The group stood behind banners, one of which read: “We don’t want dictatorship.” In the course of the full video, they frequently repeated chants popular with the protest movement, calling for democracy.
The officer paced down the line of the recalcitrant men and women. “We are a team a troop,” he retorted. “We cannot stay like this for long.”
He was met with three-fingered salutes in response, the symbol of resistance adopted from the pro-democracy movement in neighboring Thailand.
Then, as the two sides were at an impasse, local people arrived to prevent any attempt to force the police group into leaving in the custody of their officer.
A separate video posted on Facebook by the Progressive Karenni People Force — a network of local civil society organizations — showed how more than 100 people trudged along a dirt road to make their way to the isolated police unit.
The incident took place the same day an anti-coup march was held in the nearby state capital of Loikaw.
By Wednesday night, reports from the area suggested the defiant police officers were in hiding.
The trigger for their mutiny was the military coup last week that ousted the elected government of national leader Aung San Suu Kyi, but its roots were in Myanmar’s tangled history of ethnic discord.

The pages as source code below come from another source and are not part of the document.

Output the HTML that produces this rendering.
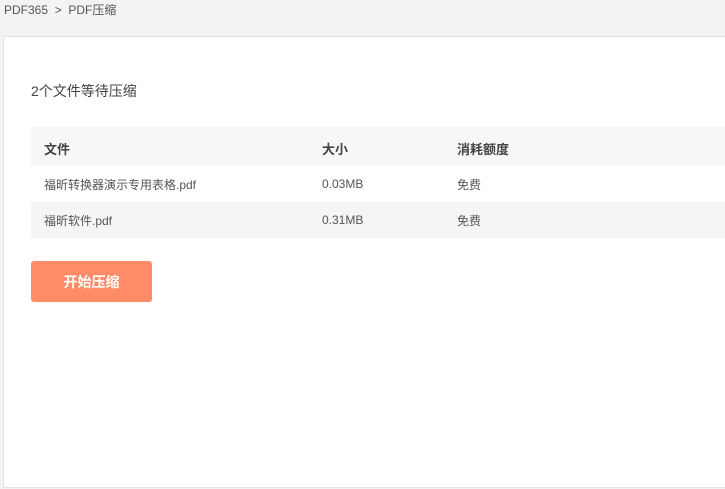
<!DOCTYPE html>
<html><head><meta charset="utf-8"><style>
body{margin:0;width:725px;height:489px;background:#f3f3f3;font-family:"Liberation Sans","Noto Sans CJK SC",sans-serif;color:#555;overflow:hidden;position:relative}
.bc{position:absolute;left:4px;top:1px;font-size:12px;color:#555}
.card{position:absolute;left:3px;top:36px;width:740px;height:450px;background:#fff;border:1px solid #e2e2e2}
.t{position:absolute;left:31px;top:81px;font-size:14px;color:#444}
.row{position:absolute;left:31px;width:700px;font-size:12px;color:#555}
.row span{position:absolute}
.h{top:127px;height:39px;background:#f7f7f7;font-size:13px;font-weight:bold;color:#444}
.r1{top:166px;height:36px;background:#fff}
.r2{top:202px;height:36px;background:#f5f5f5}
.btn{position:absolute;left:31px;top:261px;width:121px;height:41px;background:#ff8c66;border-radius:3px;color:#fff;font-size:14px;font-weight:bold;text-align:center;line-height:43px}
</style></head><body>
<div class="bc">PDF365 &nbsp;&gt;&nbsp; PDF压缩</div>
<div class="card"></div>
<div class="t">2个文件等待压缩</div>
<div class="row h"><span style="left:13px;top:12px">文件</span><span style="left:291px;top:12px">大小</span><span style="left:426px;top:12px">消耗额度</span></div>
<div class="row r1"><span style="left:13px;top:10px">福昕转换器演示专用表格.pdf</span><span style="left:291px;top:11px">0.03MB</span><span style="left:426px;top:10px">免费</span></div>
<div class="row r2"><span style="left:13px;top:10px">福昕软件.pdf</span><span style="left:291px;top:11px">0.31MB</span><span style="left:426px;top:10px">免费</span></div>
<div class="btn">开始压缩</div>
</body></html>
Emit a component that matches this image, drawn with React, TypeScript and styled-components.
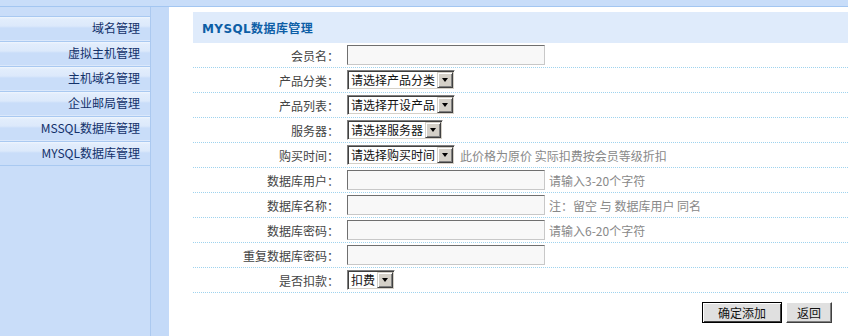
import React from 'react';
import styled, { createGlobalStyle } from 'styled-components';

const GlobalStyle = createGlobalStyle`
  html, body, #root {
    margin: 0;
    padding: 0;
    height: 100%;
  }
  body {
    font-family: "Noto Sans CJK SC", "DejaVu Sans", sans-serif;
    font-size: 12px;
    background: #ffffff;
  }
`;

const Page = styled.div`
  display: flex;
  flex-direction: column;
  height: 100vh;
  overflow: hidden;
`;

const TopBar = styled.div`
  height: 6px;
  background: #c8ddf9;
  border-bottom: 1px solid #a3c6f1;
  flex-shrink: 0;
`;

const Body = styled.div`
  display: flex;
  flex: 1;
`;

const Sidebar = styled.div`
  width: 151px;
  background: #c9ddf9;
  border-right: 1px solid #abc9f0;
  padding-top: 9px;
  box-sizing: border-box;
`;

const MenuItem = styled.div`
  height: 25px;
  box-sizing: border-box;
  border-top: 1px solid #a9c9f1;
  border-bottom: 1px solid #dbe8fb;
  background: linear-gradient(#f0f6fe 0, #e2edfc 2px, #dce9fb 9px, #c9ddf9 11px, #c9ddf9 100%);
  display: flex;
  align-items: center;
  justify-content: flex-end;
  padding: 0 10px 2px 0;
  color: #13316a;
  font-size: 12px;
  &:last-child {
    border-bottom: 1px solid #a9c9f1;
  }
`;

const Gutter = styled.div`
  width: 18px;
  background: #c4daf8;
`;

const Main = styled.div`
  flex: 1;
  padding: 5px 0 0 24px;
`;

const Header = styled.div`
  height: 31px;
  background: #dfebfb;
  display: flex;
  align-items: center;
  padding-left: 9px;
  color: #0d5ea6;
  font-weight: bold;
  font-size: 12px;
  font-family: "DejaVu Sans", "Noto Sans CJK SC", sans-serif;
  letter-spacing: 0.4px;
`;

const Row = styled.div`
  display: flex;
  align-items: center;
  height: 25px;
  box-sizing: border-box;
  border-bottom: 1px dotted #9fd3ee;
`;

const Label = styled.div`
  width: 154px;
  text-align: right;
  color: #444;
  padding-right: 8px;
  box-sizing: border-box;
`;

const Input = styled.div`
  width: 198px;
  height: 20px;
  box-sizing: border-box;
  border: 1px solid;
  border-color: #6f6f6f #c8c8c8 #c8c8c8 #6f6f6f;
  background: #f8f8f8;
`;

const SelectBox = styled.div`
  display: inline-flex;
  align-items: stretch;
  height: 20px;
  box-sizing: border-box;
  border: 1px solid;
  border-color: #808080 #ffffff #ffffff #808080;
  box-shadow: inset 1px 1px 0 #404040, inset -1px -1px 0 #d4d0c8;
  background: #fff;
  padding: 1px;
`;

const SelectText = styled.div`
  padding: 0 2px;
  color: #111;
  line-height: 16px;
  font-size: 12px;
`;

const SelectArrow = styled.div`
  width: 16px;
  background: #d4d0c8;
  box-sizing: border-box;
  border: 1px solid;
  border-color: #d4d0c8 #404040 #404040 #d4d0c8;
  box-shadow: inset 1px 1px 0 #ffffff, inset -1px -1px 0 #808080;
  display: flex;
  align-items: center;
  justify-content: center;
  &::after {
    content: '';
    width: 0;
    height: 0;
    border-left: 3.5px solid transparent;
    border-right: 3.5px solid transparent;
    border-top: 4px solid #000;
  }
`;

const Hint = styled.span<{ $gap?: number }>`
  color: #888;
  margin-left: ${p => p.$gap ?? 4}px;
`;

const Actions = styled.div`
  display: flex;
  justify-content: flex-end;
  gap: 4px;
  padding: 9px 16px 0 0;
`;

const Button = styled.button<{ $primary?: boolean; $w: number }>`
  width: ${p => p.$w}px;
  height: 21px;
  box-sizing: border-box;
  font-family: "Noto Sans CJK SC", sans-serif;
  font-size: 12px;
  color: #111;
  background: #e0e0e0;
  padding: 0;
  border: 1px solid;
  border-color: ${p => (p.$primary ? '#000' : '#fff #404040 #404040 #fff')};
  box-shadow: ${p =>
    p.$primary
      ? 'inset 1px 1px 0 #fff, inset -1px -1px 0 #404040'
      : 'inset -1px -1px 0 #808080'};
`;

function Select({ text }: { text: string }) {
  return (
    <SelectBox>
      <SelectText>{text}</SelectText>
      <SelectArrow />
    </SelectBox>
  );
}

const menu = ['域名管理', '虚拟主机管理', '主机域名管理', '企业邮局管理', 'MSSQL数据库管理', 'MYSQL数据库管理'];

export default function App() {
  return (
    <Page>
      <GlobalStyle />
      <TopBar />
      <Body>
        <Sidebar>
          {menu.map(m => (
            <MenuItem key={m}>{m}</MenuItem>
          ))}
        </Sidebar>
        <Gutter />
        <Main>
          <Header>MYSQL数据库管理</Header>
          <Row>
            <Label>会员名：</Label>
            <Input />
          </Row>
          <Row>
            <Label>产品分类：</Label>
            <Select text="请选择产品分类" />
          </Row>
          <Row>
            <Label>产品列表：</Label>
            <Select text="请选择开设产品" />
          </Row>
          <Row>
            <Label>服务器：</Label>
            <Select text="请选择服务器" />
          </Row>
          <Row>
            <Label>购买时间：</Label>
            <Select text="请选择购买时间" />
            <Hint $gap={5}>此价格为原价 实际扣费按会员等级折扣</Hint>
          </Row>
          <Row>
            <Label>数据库用户：</Label>
            <Input />
            <Hint>请输入3-20个字符</Hint>
          </Row>
          <Row>
            <Label>数据库名称：</Label>
            <Input />
            <Hint>注：留空 与 数据库用户 同名</Hint>
          </Row>
          <Row>
            <Label>数据库密码：</Label>
            <Input />
            <Hint>请输入6-20个字符</Hint>
          </Row>
          <Row>
            <Label>重复数据库密码：</Label>
            <Input />
          </Row>
          <Row>
            <Label>是否扣款：</Label>
            <Select text="扣费" />
          </Row>
          <Actions>
            <Button $primary $w={80}>确定添加</Button>
            <Button $w={46}>返回</Button>
          </Actions>
        </Main>
      </Body>
    </Page>
  );
}
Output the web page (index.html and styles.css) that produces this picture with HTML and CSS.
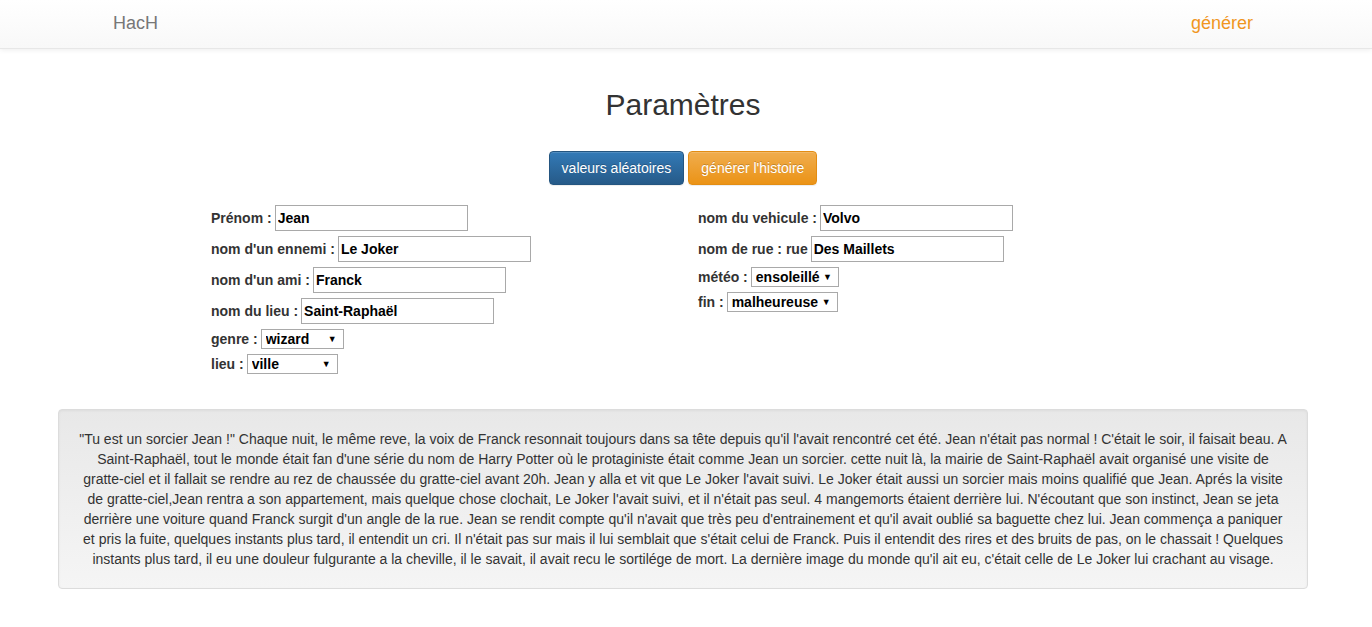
FILE: index.html
```html
<!DOCTYPE html>
<html lang="fr">
<head>
<meta charset="utf-8">
<title>HacH</title>
<link rel="stylesheet" href="styles.css">
</head>
<body>
<nav class="navbar">
  <a class="brand" href="#">HacH</a>
  <a class="nav-link" href="#">générer</a>
</nav>
<main>
  <h1 class="title">Paramètres</h1>
  <div class="actions">
    <button class="btn btn-primary">valeurs aléatoires</button>
    <button class="btn btn-warning">générer l'histoire</button>
  </div>
  <div class="form">
    <div class="col col-left">
      <div class="field"><label>Prénom : <input class="txt" type="text" value="Jean"></label></div>
      <div class="field"><label>nom d'un ennemi : <input class="txt" type="text" value="Le Joker"></label></div>
      <div class="field"><label>nom d'un ami : <input class="txt" type="text" value="Franck"></label></div>
      <div class="field"><label>nom du lieu : <input class="txt" type="text" value="Saint-Raphaël"></label></div>
      <div class="field sel"><label>genre : <span class="sel-wrap"><select class="select w-genre"><option>wizard</option></select></span></label></div>
      <div class="field sel"><label>lieu : <span class="sel-wrap"><select class="select w-lieu"><option>ville</option></select></span></label></div>
    </div>
    <div class="col col-right">
      <div class="field"><label>nom du vehicule : <input class="txt" type="text" value="Volvo"></label></div>
      <div class="field"><label>nom de rue : rue <input class="txt" type="text" value="Des Maillets"></label></div>
      <div class="field sel"><label>météo : <span class="sel-wrap"><select class="select w-meteo"><option>ensoleillé</option></select></span></label></div>
      <div class="field sel"><label>fin : <span class="sel-wrap"><select class="select w-fin"><option>malheureuse</option></select></span></label></div>
    </div>
  </div>
  <div class="well">"Tu est un sorcier Jean !" Chaque nuit, le même reve, la voix de Franck resonnait toujours dans sa tête depuis qu'il l'avait rencontré cet été. Jean n'était pas normal ! C'était le soir, il faisait beau. A Saint-Raphaël, tout le monde était fan d'une série du nom de Harry Potter où le protaginiste était comme Jean un sorcier. cette nuit là, la mairie de Saint-Raphaël avait organisé une visite de gratte-ciel et il fallait se rendre au rez de chaussée du gratte-ciel avant 20h. Jean y alla et vit que Le Joker l'avait suivi. Le Joker était aussi un sorcier mais moins qualifié que Jean. Aprés la visite de gratte-ciel,Jean rentra a son appartement, mais quelque chose clochait, Le Joker l'avait suivi, et il n'était pas seul. 4 mangemorts étaient derrière lui. N'écoutant que son instinct, Jean se jeta derrière une voiture quand Franck surgit d'un angle de la rue. Jean se rendit compte qu'il n'avait que très peu d'entrainement et qu'il avait oublié sa baguette chez lui. Jean commença a paniquer et pris la fuite, quelques instants plus tard, il entendit un cri. Il n'était pas sur mais il lui semblait que s'était celui de Franck. Puis il entendit des rires et des bruits de pas, on le chassait ! Quelques instants plus tard, il eu une douleur fulgurante a la cheville, il le savait, il avait recu le sortilége de mort. La dernière image du monde qu'il ait eu, c'était celle de Le Joker lui crachant au visage.</div>
</main>
</body>
</html>
```
FILE: styles.css
```css
* { box-sizing: border-box; }
html, body { margin: 0; padding: 0; }
body {
  font-family: "Liberation Sans", Arial, sans-serif;
  font-size: 14px;
  line-height: 20px;
  color: #333;
  background: #fff;
}
.navbar {
  height: 49px;
  display: flex;
  align-items: center;
  justify-content: space-between;
  padding: 0 119px 0 113px;
  background: linear-gradient(to bottom, #fff 0, #f8f8f8 100%);
  border-bottom: 1px solid #e7e7e7;
  box-shadow: inset 0 1px 0 rgba(255,255,255,.15), 0 1px 5px rgba(0,0,0,.075);
}
.brand, .nav-link {
  font-size: 18px;
  line-height: 20px;
  text-decoration: none;
  padding-bottom: 2px;
}
.brand { color: #777; }
.nav-link { color: #f0961e; }
.title {
  margin: 36px 0 0;
  padding-right: 6px;
  text-align: center;
  font-size: 30px;
  font-weight: 500;
  line-height: 40px;
  color: #333;
}
.actions {
  margin-top: 26px;
  display: flex;
  justify-content: center;
  gap: 4px;
  padding-right: 6px;
}
.btn {
  font-family: inherit;
  font-size: 14px;
  line-height: 20px;
  padding: 6px 12px;
  border-radius: 4px;
  border: 1px solid transparent;
  color: #fff;
  text-shadow: 0 -1px 0 rgba(0,0,0,.2);
  box-shadow: inset 0 1px 0 rgba(255,255,255,.15), 0 1px 1px rgba(0,0,0,.075);
  cursor: pointer;
}
.btn-primary {
  background: linear-gradient(to bottom, #337ab7 0, #265a88 100%);
  border-color: #245580;
}
.btn-warning {
  background: linear-gradient(to bottom, #f0ad4e 0, #eb9316 100%);
  border-color: #e38d13;
}
.form {
  display: flex;
  margin-top: 20px;
  padding-left: 211px;
}
.col-left { width: 487px; }
.field { margin-bottom: 5px; height: 26px; display: flex; align-items: center; }
.field.sel { height: 20px; }
label {
  font-weight: 700;
  color: #333;
  white-space: nowrap;
  display: flex;
  align-items: center;
  gap: 3px;
}
.txt {
  width: 193px;
  height: 26px;
  padding: 1px 2px;
  border: 1px solid #a9a9a9;
  font-family: inherit;
  font-size: 14px;
  font-weight: 700;
  color: #000;
  background: #fff;
  margin: 0;
}
.sel-wrap {
  position: relative;
  display: inline-block;
  height: 20px;
}
.sel-wrap::after {
  content: "\25BC";
  position: absolute;
  right: 7px;
  top: 5px;
  font-size: 9px;
  line-height: 10px;
  color: #000;
  pointer-events: none;
}
.select {
  -webkit-appearance: none;
  appearance: none;
  display: block;
  height: 20px;
  margin: 0;
  font-family: inherit;
  font-size: 14px;
  font-weight: 700;
  line-height: 18px;
  color: #000;
  border: 1px solid #a9a9a9;
  border-radius: 0;
  background: #fff;
  padding: 0 0 0 4px;
}
.w-genre { width: 83px; }
.w-lieu { width: 91px; }
.w-meteo { width: 88px; }
.w-fin { width: 111px; }
.well {
  margin: 30px 64px 20px 58px;
  padding: 19px;
  background: linear-gradient(to bottom, #e8e8e8 0, #f5f5f5 100%);
  border: 1px solid #dcdcdc;
  border-radius: 4px;
  box-shadow: inset 0 1px 3px rgba(0,0,0,.05), 0 1px 0 rgba(255,255,255,.1);
  text-align: center;
  color: #333;
}
```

The defiant police are mostly, if not all, local recruits from the Kayah ethnic minority, also known as the Karenni, while the senior officer is an outsider representing the central government and military, which are both dominated by the country’s Burman majority.
Ethnic minorities have resented Burman control and struggled for greater autonomy at least since Myanmar became independent from British colonial rule. Kayah activists tangled bitterly with Suu Kyi’s government in 2019, when they sought the removal of an unwanted statue of Myanmar’s independence leader, Gen. Aung San, Suu Kyi’s father.
The protests against the statue were reportedly put down by police using water cannons, rubber bullets and tear gas — the same weapons police began to use this week against protesters opposed to the coup that ousted Suu Kyi.